On May 16, the Consumer Financial Protection Bureau (CFPB or Bureau) announced that it will launch a new system to provide guidance to other agencies with consumer financial protection responsibilities on how the CFPB intends to enforce federal consumer financial law.

The CFPB will use Consumer Financial Protection Circulars, described as “general statements of policy,” under the Administrative Procedure Act. These circulars will provide background information about applicable law; articulate considerations relevant to the CFPB’s exercise of its authorities; and, in the interest of maintaining consistency, advise other parties with authority to enforce federal consumer financial law. Circulars will be released publicly.

The CFPB’s first-issued circular, “Deceptive representations involving the FDIC’s name or logo or deposit insurance,” appears in the form of a Q&A. The question: When do representations involving the name or logo of the Federal Deposit Insurance Corporation (FDIC) or about deposit insurance constitute a deceptive act or practice in violation of the Consumer Financial Protection Act (CFPA)? The CFPB then follows with its answer: “Covered persons or service providers,” the Bureau writes, “likely violate the CFPA’s prohibition on deception” by misusing the name or logo of the FDIC by engaging in false advertising or making misrepresentations to consumers about deposit insurance, regardless of whether such conduct (including the misrepresentation of insured status) is engaged in knowingly. In addition to its answer, the CFPB also provides a section on analysis with footnotes.

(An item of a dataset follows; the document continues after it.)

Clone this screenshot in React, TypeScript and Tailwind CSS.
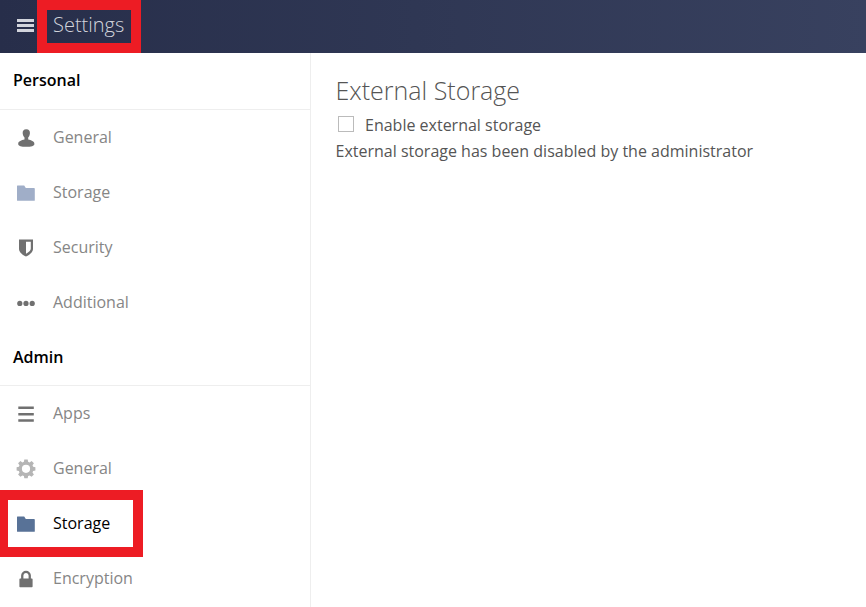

Whether this Q&A format will continue for all future circulars is yet to be seen.

Publicly organizing these other consumer financial protection functions in other agencies, such as the FDIC in its first circular, could flag approaches for bank regulators. However, this is also a new type of behavior for a regulatory body; generally, what we have seen are joint statements or guidance. With this new program, the CFPB appears to be acting on its own.